While describing the setting as futuristic and also backwards, as "there are people in the train with not much technology", Beltrami used the old-fashioned musical instrument, such as cimbalom, a hammered dulcimer, which had an "antique quality". As certain scenes are synthetically achieved and processed, he used sounds that are acoustically based, but also blending electronic and classical music. For the second part of the axe fight, Beltrami used a non-instrumental sounding, recording from a storage container, as the sound had "metal and cavernous quality to this scene". The train cars in the sequence, have different thematic continuity, but also have their own synthetic sound. According to Beltrami, "The car where they have the axe fight is distinctly synthetic and metallic, a very processed sound. The school car is based on a kid's song. The whole thing with that concept was that the music should blend completely with the sound mix and create more of a sonic environment, rather than be a scoring thing. It changes depending on where the characters are in the story and the car itself."

In the original script, Beltrami was asked by Joon-ho to create a song, with the actors singing. He used the text lines from the script, and the storyboards to follow the timing, and created a musical tone played by Beltrami on a mouth organ and vocals performed by his kids, which eventually became the "Wilford Song". He sent the finished song to Joon-ho which he liked and later sent to the actors for recording. He described scoring for the sushi scene, as the toughest challenge, adding that, Joon-ho did not like using the same themes, and want to create a musical theme consisting of "piano music being played in a bar", which Beltrami mistook it to as cocktail music. Joon-ho later referred the scene from The Deer Hunter (1978) when the guy's playing piano in a bar, and added "You're playing inside the head of Nam [Kang-ho Song] here – sort of the life gone past", for which Beltrami understood the meaning of the scene.

== Release ==
Snowpiercer: Original Motion Picture Soundtrack was published by CJ E&M Music, which released first in South Korea on 21 August 2013. It later received an expanded international release on 9 September 2013, through digital and physical formats. Prior to the official album release, a single from the album, titled "Yona Lights" released nine months earlier, on 13 January 2013. Four of the instrumental compositions from the soundtrack was performed by Beltrami at the 007 Fimucité at Tenerife International Film Music Festival in the Canary Islands, held during 5-14 July 2013. Besides Snowpiercer, Beltrami also performed from the scores from Soul Surfer and The Wolverine.

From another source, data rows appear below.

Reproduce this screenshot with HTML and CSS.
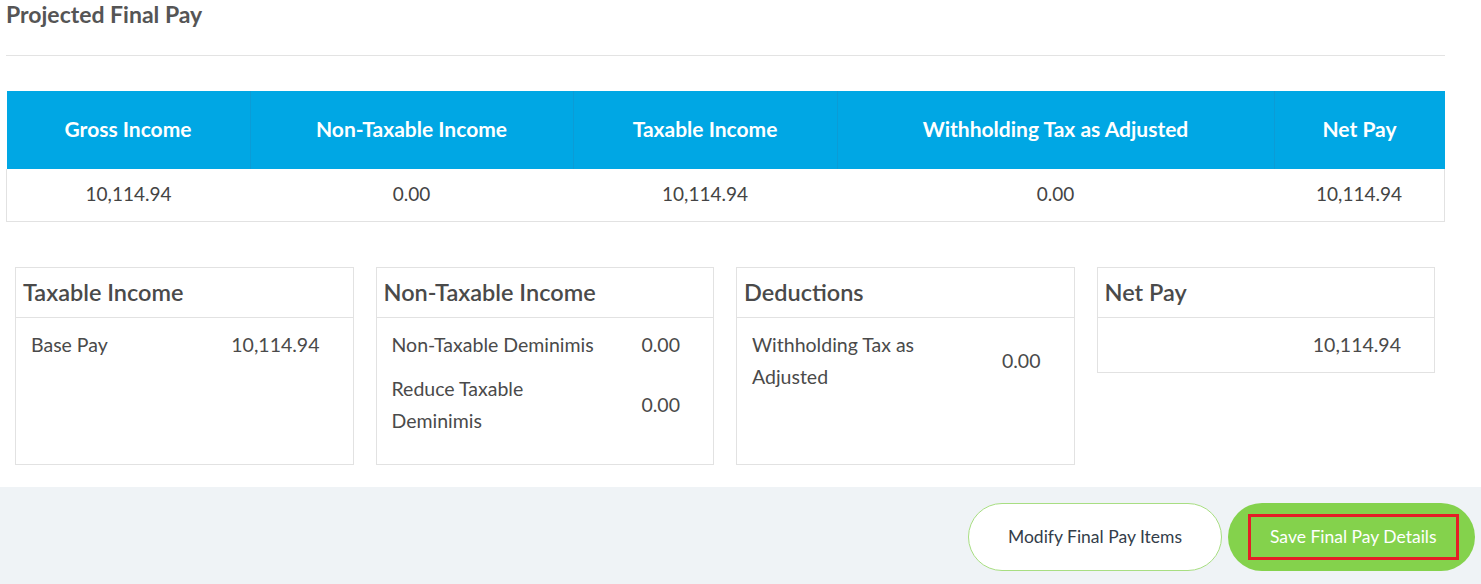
FILE: index.html
```html
<html>
  <head>
    <link rel="stylesheet" href="styles.css">
  </head>
  <body>

    <div class="page">
      <h2 class="page-title">Projected Final Pay</h2>
      <div class="divider"></div>

      <table class="summary">
        <thead>
          <tr>
            <th class="col-gross">Gross Income</th>
            <th class="col-nontax">Non-Taxable Income</th>
            <th class="col-tax">Taxable Income</th>
            <th class="col-wtax">Withholding Tax as Adjusted</th>
            <th class="col-net">Net Pay</th>
          </tr>
        </thead>
        <tbody>
          <tr>
            <td>10,114.94</td>
            <td>0.00</td>
            <td>10,114.94</td>
            <td>0.00</td>
            <td>10,114.94</td>
          </tr>
        </tbody>
      </table>

      <div class="cards">
        <div class="card">
          <div class="card-title">Taxable Income</div>
          <div class="card-body tall">
            <div class="item">
              <div class="item-label">Base Pay</div>
              <div class="item-value">10,114.94</div>
            </div>
          </div>
        </div>

        <div class="card">
          <div class="card-title">Non-Taxable Income</div>
          <div class="card-body tall">
            <div class="item">
              <div class="item-label">Non-Taxable Deminimis</div>
              <div class="item-value">0.00</div>
            </div>
            <div class="item">
              <div class="item-label">Reduce Taxable Deminimis</div>
              <div class="item-value">0.00</div>
            </div>
          </div>
        </div>

        <div class="card">
          <div class="card-title">Deductions</div>
          <div class="card-body tall">
            <div class="item">
              <div class="item-label narrow">Withholding Tax as Adjusted</div>
              <div class="item-value">0.00</div>
            </div>
          </div>
        </div>

        <div class="card">
          <div class="card-title">Net Pay</div>
          <div class="card-body">
            <div class="item">
              <div class="item-label"></div>
              <div class="item-value">10,114.94</div>
            </div>
          </div>
        </div>
      </div>
    </div>

    <div class="footer">
      <div class="btn btn-outline">Modify Final Pay Items</div>
      <div class="btn btn-save"><span class="btn-mark">Save Final Pay Details</span></div>
    </div>

  </body>
</html>
```

FILE: styles.css
```css
body {
  font-family: "Source Sans Pro", Lato, "Liberation Sans", sans-serif;
  -webkit-font-smoothing: antialiased;
  margin: 0;
  color: #444444;
  background: #FFFFFF;
}

.page {
  padding: 0 36px 22px 6px;
}

.page-title {
  margin: 0;
  height: 30px;
  line-height: 28px;
  font-size: 23px;
  font-weight: 700;
  color: #555555;
}

.divider {
  margin-top: 25px;
  border-top: 1px solid #E3E3E3;
}

.summary {
  width: 100%;
  margin-top: 35px;
  border-collapse: collapse;
  table-layout: fixed;
}

.summary th {
  height: 78px;
  padding: 0 0 4px 0;
  background-color: #00A7E4;
  color: #FFFFFF;
  font-size: 21px;
  font-weight: 700;
  border-left: 1px solid #0B9CD6;
}

.summary th:first-child {
  border-left: none;
}

.col-gross { width: 243px; }
.col-nontax { width: 322px; }
.col-tax { width: 263px; }
.col-wtax { width: 436px; }

.summary td {
  height: 52px;
  padding: 0 0 2px 0;
  text-align: center;
  font-size: 19px;
  color: #444444;
  border-bottom: 1px solid #E2E2E2;
}

.summary td:first-child {
  border-left: 1px solid #E2E2E2;
}

.summary td:last-child {
  border-right: 1px solid #E2E2E2;
}

.cards {
  display: flex;
  align-items: flex-start;
  gap: 22px;
  margin-top: 45px;
  padding: 0 10px 0 9px;
}

.card {
  flex: 1 1 0;
  min-width: 0;
  border: 1px solid #E2E2E2;
  background: #FFFFFF;
}

.card-title {
  height: 49px;
  line-height: 49px;
  padding-left: 7px;
  font-size: 23.5px;
  font-weight: 600;
  color: #4A4A4A;
  border-bottom: 1px solid #E2E2E2;
}

.card-body {
  padding: 5px 33px 5px 15px;
}

.card-body.tall {
  min-height: 136px;
}

.item {
  display: flex;
  align-items: center;
  justify-content: space-between;
  padding: 6px 0;
  font-size: 19.5px;
  line-height: 32px;
  color: #4A4A4A;
}

.item-label {
  width: 208px;
}

.item-label.narrow {
  width: 175px;
}

.item-value {
  text-align: right;
}

.footer {
  display: flex;
  justify-content: flex-end;
  gap: 6px;
  height: 82px;
  padding: 16px 6px 0 0;
  background-color: #EFF3F6;
}

.btn {
  display: flex;
  align-items: center;
  justify-content: center;
  height: 68px;
  border-radius: 34px;
  box-sizing: border-box;
  font-size: 17.5px;
}

.btn-outline {
  width: 254px;
  background: #FFFFFF;
  border: 1px solid #A8DE82;
  color: #333D4A;
}

.btn-save {
  width: 247px;
  justify-content: flex-start;
  padding-left: 20px;
  background: #84D24C;
  color: #FFFFFF;
}

.btn-mark {
  height: 40px;
  line-height: 40px;
  padding: 0 19px;
  border: 3px solid #E41E26;
}
```
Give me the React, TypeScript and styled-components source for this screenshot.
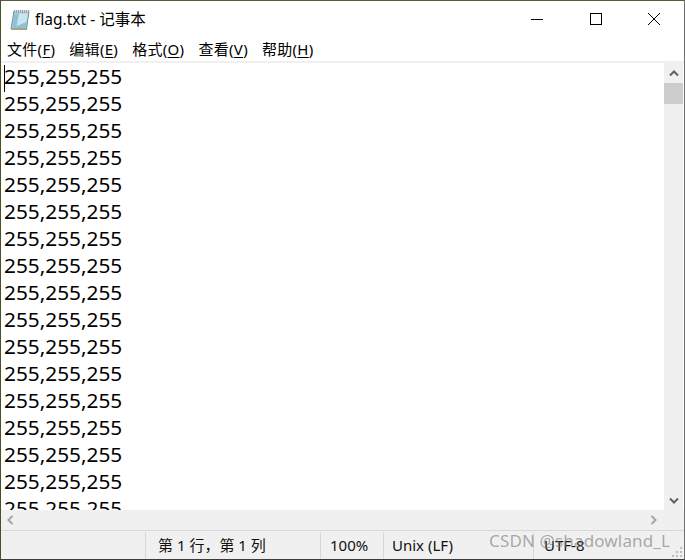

On 11 June 2014, for the promotions of the North American theatrical release, Varèse Sarabande distributed the North American version of the Snowpiercer soundtrack, in digital and physical formats. The soundtrack release coincided with the Los Angeles Film Festival premiere, where Beltrami conducted a five-minute live performance of the score. The soundtrack was later released in two-disc set vinyl editions on 23 July 2014.

== Track listing ==

| No. | Title | Length |
|---|---|---|
| 1. | "This Is the End" | 3:41 |
| 2. | "Stomp" | 1:00 |
| 3. | "Preparation" | 3:10 |
| 4. | "Requesting an Upgrade" | 3:40 |
| 5. | "Take the Engine" | 2:04 |
| 6. | "Axe Gang" | 2:22 |
| 7. | "Axe Schlomo" | 1:47 |
| 8. | "Blackout Fight" | 4:24 |
| 9. | "Water Supply" | 2:32 |
| 10. | "Go Ahead" | 2:45 |
| 11. | "Sushi" | 1:14 |
| 12. | "The Seven" | 1:00 |
| 13. | "We Go Forward" | 2:05 |
| 14. | "Steam Car" | 2:38 |
| 15. | "Seoul Train" | 2:26 |
| 16. | "Snow Melt" | 2:02 |
| 17. | "Take My Place" | 5:56 |
| 18. | "Yona Lights" | 3:33 |
| 19. | "This Is the Beginning" | 4:00 |
| 20. | "Yona's Theme" | 3:38 |
| Total length: |  | 55:57 |

== Reception ==
Writing for Synchrotones, Pete Simons stated "There are a number of excellent cues here, particularly those featuring his perpetual motion theme. The orchestrations are really quite interesting (though sparse at times); and the use of woodwinds is particularly noteworthy. Like a locomotion, the score takes some time to really get going. The first half feel sluggish with many cues passing by almost unnoticed. It doesn't really pick up until track 13. But then... the orchestra starts to play a more prominent role, the themes become more pronounced and the whole atmosphere becomes more epic – culminating in the truly magnificent "This Is The Beginning"." James Southall of Movie Wave wrote "the score blends fierce action cues with very rugged suspense and drama – very effectively". Writing for RogerEbert.com, Seongyong Cho stated it as "a solid score while never stepping out of the line". Scott Foundas of Variety called the score as "excitingly big". We Are Movie Geeks chose the soundtracks as one of their "Top 15 film soundtracks of 2014".

== Accolades ==
Snowpiercer was shortlisted as one among the 118 possible contenders chosen by the Academy of Motion Picture Arts and Sciences for potential nominations in the Best Original Score category at the 87th Academy Awards. Beltrami's other musical works such as The Drop, The Giver and The Homesman, were included in the shortlist. But all of them, could not make into the final list of nominations. Beltrami was nominated for the World Soundtrack Awards for Film Composer of the Year, but lost to Alexandre Desplat. At the 50th Grand Bell Awards, he received a nomination for Best Music.